Отмечалось, что набор образов в последней строфе связан с образом нищего философа Диогена: “собака” от названия “киники”, “фонарь”, с которым он среди бела дня “искал человека”, “петух”, ощипав которого, он опровергал определение “человек — это двуногое без перьев”; можно добавить, что глиняная бочка, в которой жил Диоген, имела вид большого горшка. Ронен (1983, 279) указывает любопытный подтекст из Цветаевой 1916 г. — “с Богом, по большим дорогам, в ночь — без собаки и фонаря” (и видит в этом мотив эмигрантства). Д. Магомедова (1991) не менее справедливо видит здесь сходство с “ритуальным рождественским шествием волхвов (пастухов) и святочным гаданием с петухом” — соответственно мир овец и соломы ретроспективно окрашивается аналогией с яслями Христа-младенца, а предконцовочное просветление выглядит не столько гаданием о будущем (для нее поэт, читающий приказы звезд, — пророк с самого начала), сколько приобщением к “космическим глубинам бытия”.

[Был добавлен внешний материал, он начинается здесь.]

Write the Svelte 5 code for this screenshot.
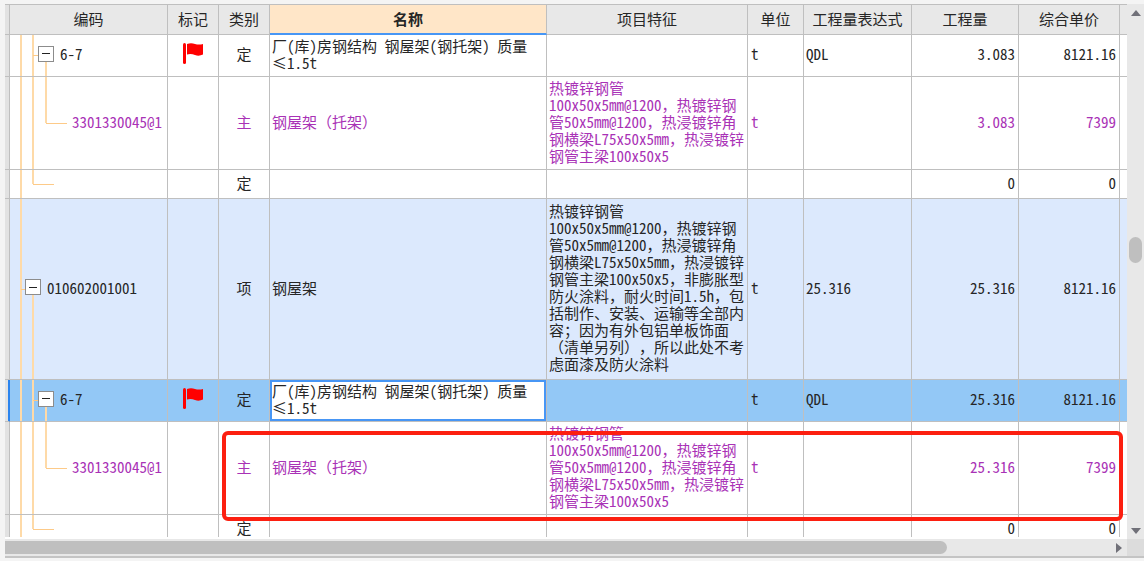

Любопытно, как меняется понимание стихотворения от выбранного варианта текста. Д. Магомедова исходит из цензурного варианта “Пусть люди темные торопятся по снегу” — поэтому вместо контраста “насильственный заговор — познание и применение к познанному” возникает контраст “эпикурейская поверхностность — приобщение через нищету к космосу” (а через космос к Христу?). Соответственно общение со звездами и в первой и в предпоследней строфе — удел поэта, и контраст между “кому зима — полынь...” и “кому — крутая соль торжественных обид” разрушается, речь в обеих строках идет об одном и том же поэте. (Мы бы предпочли сказать, что космос в стихотворении не един: “заговорщики” приобщены к небу, а поэт в избушке — к земле.) Точно так же А. Хан (1977), исходя из “Пусть люди темные...”, приходит к отождествлению того, “кому зима — полынь...” и того, “кому — крутая соль...”, а основными контрастами становятся “обжитой мир (пунша и пр.) — необжитой мир (избушки и т. д.)” и, шире, “человеческий мир — стихийный хаос и грозящие звезды”; земным подобием мирового хаоса является отара “темных людей”. В концовке же главным образом оказывается “фонарь” как средство внести в неуютный мир тепло (?) и свет.